Dias de pratos vazios
Da vida na roça, que lhe deu o forte sotaque do interior, Geny se recorda das horas tranquilas, mas também dos tempos minguados. “Não tinha nem comida direito. Quando havia outras pessoas ajudando meu marido na plantação de fumo, dava o resto de comida para eles e ficava sem. Tomava um copo com água e raspava a mão numa abóbora. Já tive momentos em que, desse jeito, não tinha nem leite na maminha para dar aos filhos”, emociona-se ela, casada com Antônio aos 19, mãe de 12 filhos – um morto nas águas, outro natimorto e outro, ainda, vítima de um enfarto quando adulto -, com 24 netos e 6 bisnetos. Após conhecer a doutrina espírita, Geny, que não aprendeu a ler nem escrever (os pais não permitiram, achando que sua mediunidade era, na verdade, uma loucura), obstinou-se a ofertar a melhor educação aos filhos. “Todos hoje, muito unidos, são formados.
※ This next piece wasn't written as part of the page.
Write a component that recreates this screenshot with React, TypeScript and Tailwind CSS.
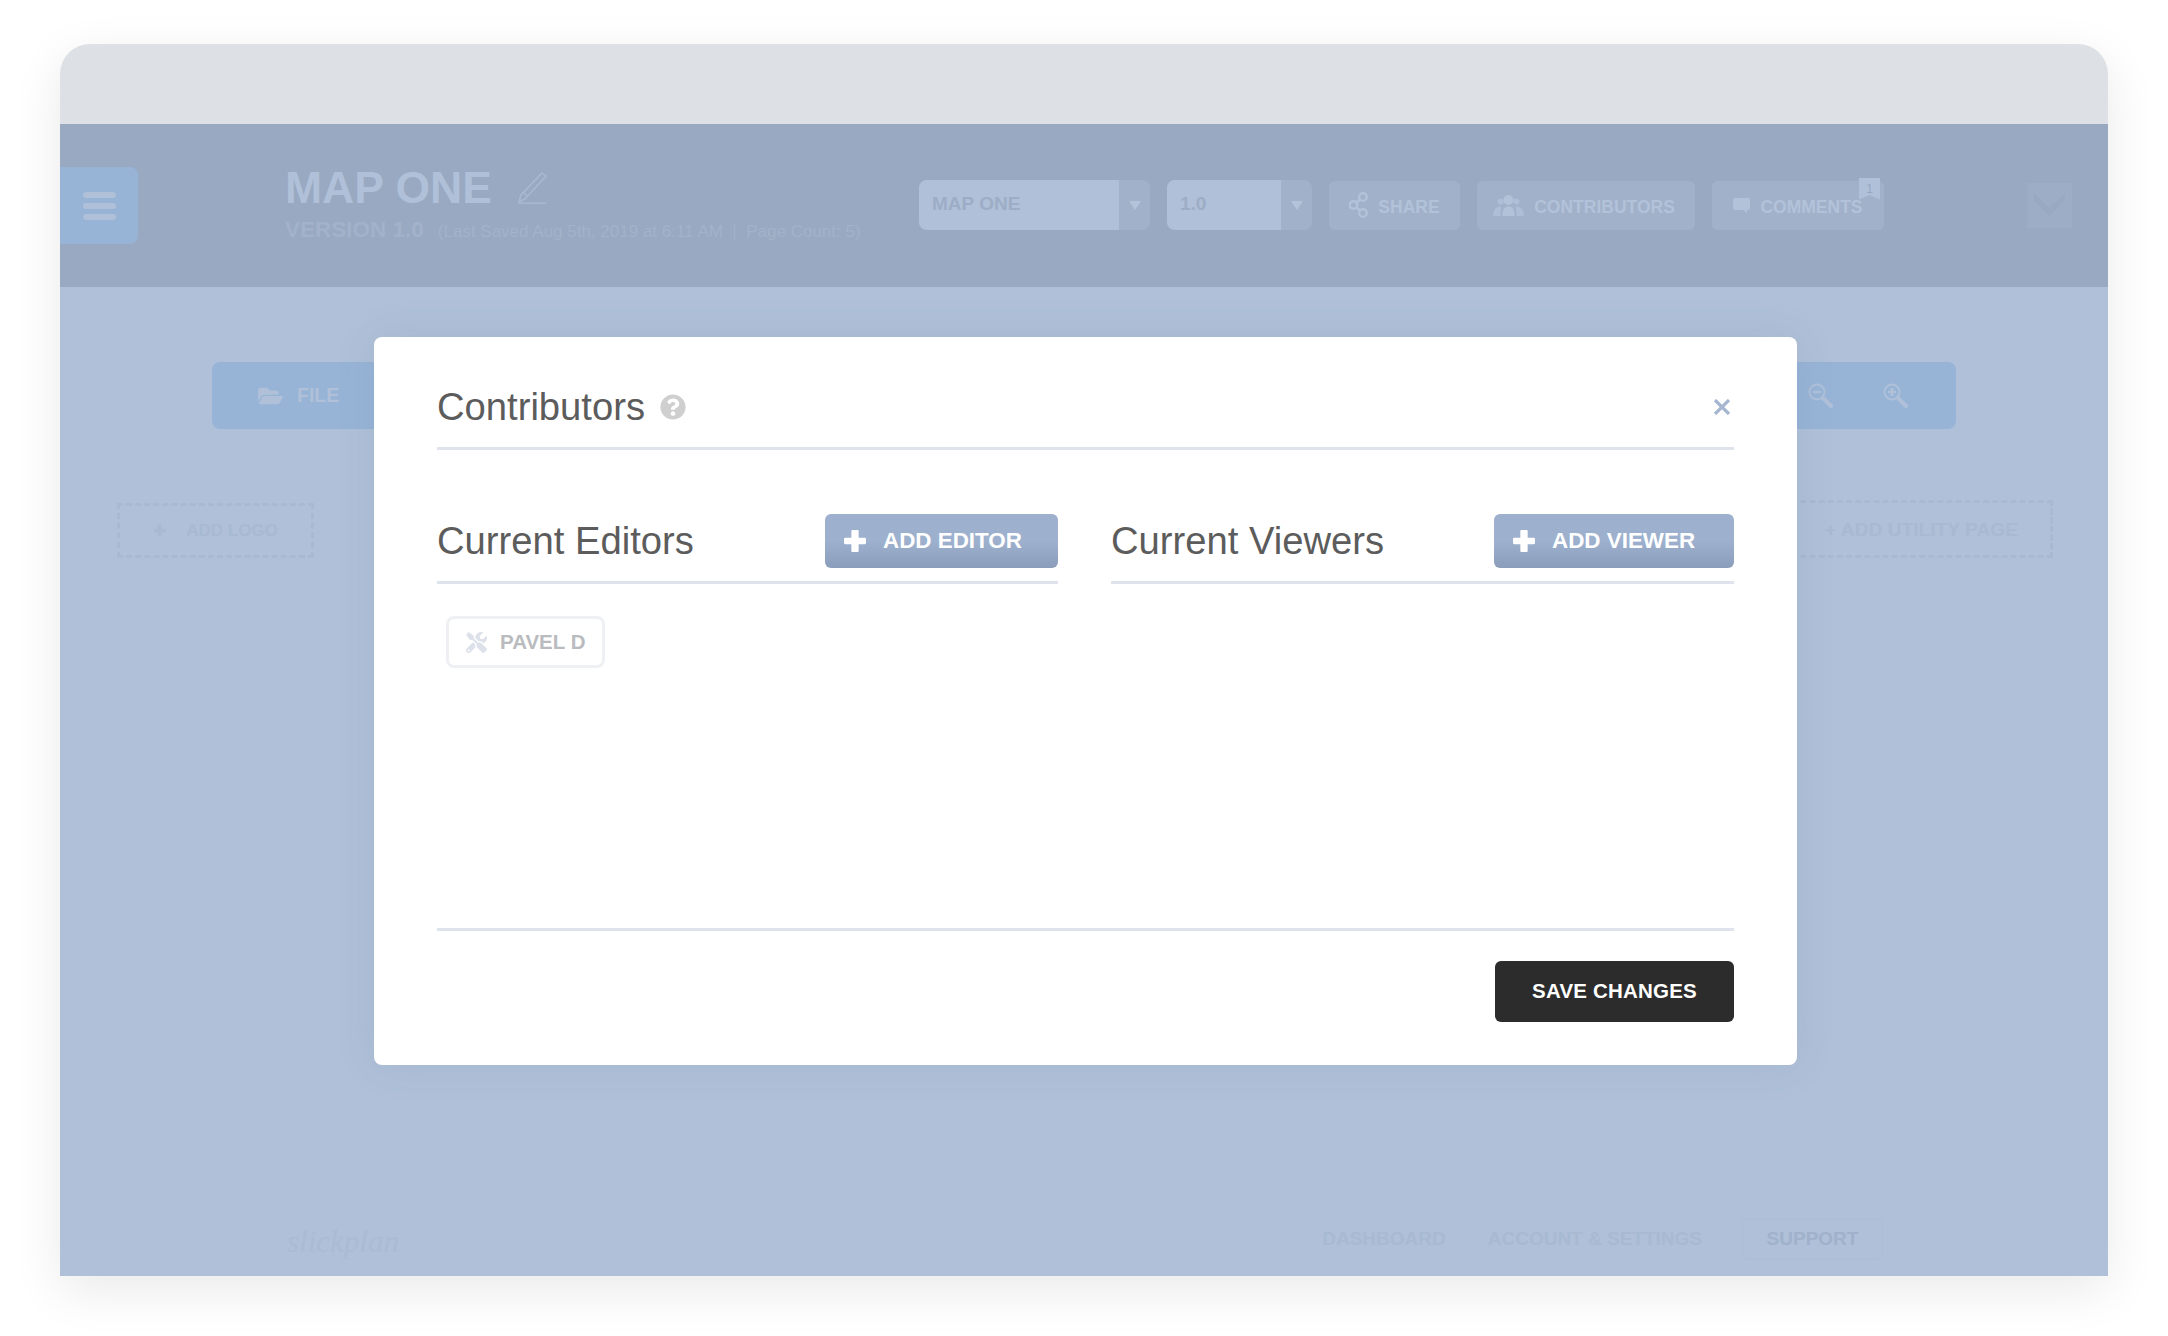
import React from 'react';
import { FaFolderOpen, FaQuestionCircle, FaTools } from 'react-icons/fa';

const PlusIcon = ({ className }: { className: string }) => (
  <svg viewBox="0 0 23 23" className={className} fill="currentColor">
    <path d="M9 1h5a1 1 0 0 1 1 1v6.500h6a1 1 0 0 1 1 1v4a1 1 0 0 1-1 1h-6V21a1 1 0 0 1-1 1H9a1 1 0 0 1-1-1v-6.500H2a1 1 0 0 1-1-1v-4a1 1 0 0 1 1-1h6V2a1 1 0 0 1 1-1z" />
  </svg>
);

const Arrow = () => (
  <svg viewBox="0 0 12 10" className="w-3 h-2.5 text-[#b4c3da]" fill="currentColor">
    <path d="M0 1h12L6 10z" />
  </svg>
);

const ShareIcon = () => (
  <svg viewBox="0 0 19 26" className="w-[19px] h-[26px] text-[#b2c2d9]" fill="none" stroke="currentColor" strokeWidth="2.4">
    <circle cx="14" cy="5" r="3.800" />
    <circle cx="4.500" cy="13" r="3.800" />
    <circle cx="14" cy="21" r="3.800" />
    <path d="M11 7.500 7.500 10.500M7.500 15.500l3.500 3" />
  </svg>
);

const PeopleIcon = () => (
  <svg viewBox="0 0 31 21" className="w-[31px] h-[21px] text-[#b2c2d9]" fill="currentColor">
    <circle cx="15.500" cy="5" r="5" />
    <path d="M9.500 21c0-6 1-9.500 6-9.500s6 3.500 6 9.500z" />
    <circle cx="7.500" cy="6.500" r="3" opacity=".8" />
    <circle cx="23.500" cy="6.500" r="3" opacity=".8" />
    <path d="M0 21c.5-4 1.500-9.500 7.500-9.500.7 0 1 .2 1 .2C7.500 14 7.500 17 7.500 21zM31 21c-.5-4-1.500-9.500-7.500-9.500-.7 0-1 .2-1 .2 1 2.300 1 5.300 1 9.300z" opacity=".8" />
  </svg>
);

const CommentIcon = () => (
  <svg viewBox="0 0 17 15" className="w-[17px] h-[15px] text-[#b2c2d9]" fill="currentColor">
    <path d="M2 0h13a2 2 0 0 1 2 2v8a2 2 0 0 1-2 2h-1v3l-3.500-3H2a2 2 0 0 1-2-2V2a2 2 0 0 1 2-2z" />
  </svg>
);

const PencilIcon = () => (
  <svg viewBox="0 0 32 32" className="w-8 h-8 text-[#a8b9d1]" fill="none" stroke="currentColor" strokeWidth="1.500">
    <path d="M26 1l4 3L9 27l-6 3 2-7zM7.500 20.500l4 3.500" />
    <path d="M2 31.200h28" />
  </svg>
);

// lens with a thick handle, the sign is what differs between in and out
const MagnifierIcon = ({ plus }: { plus?: boolean }) => (
  <svg viewBox="0 0 25 25" className="w-[25px] h-[25px] text-[#afc0d8]" fill="none" stroke="currentColor">
    <circle cx="9" cy="9" r="7.500" strokeWidth="2" />
    <path d="M15 15l8 8" strokeWidth="4" strokeLinecap="round" />
    <path d={plus ? 'M5 9h8M9 5v8' : 'M5 9h8'} strokeWidth="2.500" />
  </svg>
);

const HeaderButton = ({ width, icon, label }: { width: string; icon: React.ReactNode; label: string }) => (
  <div className={`${width} h-[49px] flex items-center justify-center gap-[10px] rounded-md bg-[#a2b1ca] text-[17.500px] font-bold text-[#b2c2d9]`}>
    {icon}
    <span className="mt-[4px]">{label}</span>
  </div>
);

const AddButton = ({ width, label }: { width: string; label: string }) => (
  <button className={`${width} h-[54px] pl-[18px] flex items-center gap-[16px] rounded-md bg-gradient-to-b from-[#9db1ce] from-50% to-[#8a9dbb] text-white text-[22.400px] font-bold`}>
    <PlusIcon className="w-[24px] h-[24px]" />
    {label}
  </button>
);

export default function App() {
  return (
    <div className="h-[1336px] w-[2168px] overflow-hidden bg-white pt-[44px] pl-[60px] font-['Liberation_Sans',Arial,sans-serif]">
      <div className="w-[2048px] h-[1232px] flex flex-col rounded-t-[30px] bg-[#dde0e5] shadow-[0_14px_50px_rgba(0,0,0,0.09)]">
        <div className="h-[80px] shrink-0" />

        <header className="h-[163px] shrink-0 flex items-center bg-[#99a9c1]">
          <div className="w-[78px] h-[77px] flex flex-col items-center justify-center gap-[5px] rounded-r-lg bg-[#97b4d6]">
            <div className="w-[33px] h-[6px] rounded-sm bg-[#afc0d8]" />
            <div className="w-[33px] h-[6px] rounded-sm bg-[#afc0d8]" />
            <div className="w-[33px] h-[6px] rounded-sm bg-[#afc0d8]" />
          </div>

          <div className="w-[781px] pl-[147px] shrink-0 whitespace-nowrap">
            <div className="mt-[1px] flex items-center gap-[24px] h-[44px]">
              <span className="text-[44.500px] leading-[44px] font-bold text-[#afc0d8]">MAP ONE</span>
              <PencilIcon />
            </div>
            <div className="mt-[3px] flex items-baseline gap-[14px] text-[#a3b2ca]">
              <span className="text-[22.500px] font-bold">VERSION 1.0</span>
              <span className="text-[17px]">(Last Saved Aug 5th, 2019 at 6:11 AM &nbsp;|&nbsp; Page Count: 5)</span>
            </div>
          </div>

          <div className="mb-[1px] flex items-center">
            <div className="w-[231px] h-[50px] flex rounded-lg bg-[#a2b1ca]">
              <div className="w-[200px] pl-[13px] pb-[1px] flex items-center rounded-l-lg bg-[#afc0d8] text-[19px] font-bold text-[#9dadc6]">MAP ONE</div>
              <div className="flex-1 flex items-center justify-center">
                <Arrow />
              </div>
            </div>
            <div className="ml-[17px] w-[145px] h-[50px] flex rounded-lg bg-[#a2b1ca]">
              <div className="w-[114px] pl-[13px] pb-[1px] flex items-center rounded-l-lg bg-[#afc0d8] text-[19px] font-bold text-[#9dadc6]">1.0</div>
              <div className="flex-1 flex items-center justify-center">
                <Arrow />
              </div>
            </div>
            <div className="ml-[17px] flex items-center gap-[17px]">
              <HeaderButton width="w-[131px]" icon={<ShareIcon />} label="SHARE" />
              <HeaderButton width="w-[218px] pr-[4px]" icon={<PeopleIcon />} label="CONTRIBUTORS" />
              <div className="relative">
                <HeaderButton width="w-[172px]" icon={<CommentIcon />} label="COMMENTS" />
                <div className="absolute -top-[3px] right-[4px] w-[21px] h-[22px] flex justify-center pt-[2px] bg-[#afc0d8] text-[12px] text-[#96a7c0] [clip-path:polygon(0_0,100%_0,100%_100%,50%_80%,0_100%)]">
                  1
                </div>
              </div>
            </div>
          </div>

          <svg viewBox="0 0 45 45" className="ml-[143px] w-[45px] h-[45px]">
            <rect width="45" height="45" fill="#9dadc5" />
            <path d="M7 10l15.500 15L38 10v8L22.500 33 7 18z" fill="#9aa9c2" />
          </svg>
        </header>

        <main className="relative flex-1 flex flex-col bg-[#afc0d8]">
          <div className="ml-[152px] mt-[75px] w-[1744px] h-[67px] flex items-center justify-between pl-[46px] pr-[48px] rounded-lg bg-[#97b4d6] text-[#afc0d8]">
            <div className="flex items-center gap-[14px]">
              <FaFolderOpen className="w-[25px] h-[22px]" />
              <span className="text-[19.500px] font-bold">FILE</span>
            </div>
            <div className="flex items-center gap-[50px]">
              <MagnifierIcon />
              <MagnifierIcon plus />
            </div>
          </div>

          <div className="mt-[71px] pl-[57px] pr-[55px] flex items-start justify-between">
            <div className="mt-[3px] w-[197px] h-[55px] flex items-center justify-center gap-[20px] border-[3px] border-dashed border-[#a8b9d2] text-[17px] font-bold text-[#a8b9d2]">
              <PlusIcon className="w-[13px] h-[13px]" />
              ADD LOGO
            </div>
            <div className="w-[280px] h-[58px] flex items-center justify-end pr-[32px] pt-[2px] border-[3px] border-dashed border-[#a8b9d2] text-[19.200px] font-bold text-[#a8b9d2]">
              + ADD UTILITY PAGE
            </div>
          </div>

          <footer className="mt-auto pb-[16px] pl-[227px] pr-[225px] flex items-center justify-between">
            <span className="pt-[4px] text-[31px] leading-none italic font-['Liberation_Serif',serif] text-[#aabbd4]">slickplan</span>
            <div className="flex items-center gap-[42px] text-[19px] font-bold">
              <span className="text-[#a8b9d2]">DASHBOARD</span>
              <div className="flex items-center gap-[40px]">
                <span className="text-[#a8b9d2]">ACCOUNT &amp; SETTINGS</span>
                <span className="w-[141px] h-[42px] flex items-center justify-center rounded-md border-2 border-[#adbed6] text-[#a0b1cb]">SUPPORT</span>
              </div>
            </div>
          </footer>

          <div className="absolute left-[314px] top-[50px] w-[1423px] h-[728px] flex flex-col px-[63px] rounded-lg bg-white shadow-[0_0_40px_rgba(80,100,140,0.1)]">
            <div className="pt-[44px] pb-[14px] flex items-center border-b-[3px] border-[#dfe3eb]">
              <h2 className="text-[38.200px] leading-[52px] text-[#5c5c5c]">Contributors</h2>
              <FaQuestionCircle className="ml-[15px] w-[26px] h-[26px] text-[#cfcfcf]" />
              <svg viewBox="0 0 18 16" className="ml-auto mr-[3px] w-[18px] h-[16px] text-[#a6b6d0]" fill="none" stroke="currentColor" strokeWidth="3.200">
                <path d="M2 1l14 14M16 1L2 15" />
              </svg>
            </div>

            <div className="mt-[64px] flex-1 flex justify-between">
              <section className="w-[621px]">
                <div className="pb-[13px] flex items-center justify-between border-b-[3px] border-[#dfe3eb]">
                  <h3 className="text-[38.200px] leading-[54px] text-[#5c5c5c]">Current Editors</h3>
                  <AddButton width="w-[233px]" label="ADD EDITOR" />
                </div>
                <div className="mt-[32px] ml-[9px] w-[159px] h-[52px] flex items-center gap-[13px] pl-[17px] rounded-lg border-[3px] border-[#eef0f4] text-[20.500px] font-bold text-[#b9bbbe]">
                  <FaTools className="w-[21px] h-[21px] text-[#dde2ea]" />
                  PAVEL D
                </div>
              </section>
              <section className="w-[623px]">
                <div className="pb-[13px] flex items-center justify-between border-b-[3px] border-[#dfe3eb]">
                  <h3 className="text-[38.200px] leading-[54px] text-[#5c5c5c]">Current Viewers</h3>
                  <AddButton width="w-[240px]" label="ADD VIEWER" />
                </div>
              </section>
            </div>

            <div className="pt-[30px] pb-[43px] flex justify-end border-t-[3px] border-[#dfe3eb]">
              <button className="w-[239px] h-[61px] pb-[1px] rounded-md bg-[#2c2c2c] text-white text-[20.500px] font-bold tracking-[0.2px]">SAVE CHANGES</button>
            </div>
          </div>
        </main>
      </div>
    </div>
  );
}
Eu tingia o uniforme deles, feito de saco, e eles começaram a estudar”, diz.
Acompanhada por Nico
Companheiro constante, Antônio, o Nico, deixou para a esposa uma pensão de dois salários mínimos e a casa em que moravam, na mesma rua do centro espírita. Deixou, também, a saudade. A médium que avisou aos pais sobre a despedida da avó, e viu, em 1989, o anúncio de três mortes na família (um filho, um neto e a mãe), também soube o dia em que o marido não mais acordaria. No leito de morte, há 20 anos, Antônio ouviu Geny dizer: “Olha Nico, se está preocupado com a Maria do Carmo (a última filha solteira), não precisa. Se está preocupado com as galinhas e com a horta, acabo com elas. Se está preocupado porque ainda quer me dar a Kombi, não quero mais, porque agora precisamos é de um ônibus pelo tamanho da família. O mais importante você já me deu: meus filhos. Agradeço por tudo o que me deu e por toda a sua companhia”. Horas depois, o marido se foi. E Geny, a despeito de alguns problemas de saúde, mantém-se firme e resignada. “Vivo só para trabalhar para os outros”, pontua ela, que nos finais de ano distribui cerca de duas mil cestas no bairro. A força, de onde vem? Das companhias que fez na vida, tanto dos espíritos (“Estamos conversando, e eles estão aqui”, diz), quanto dos homens a quem estende as mãos.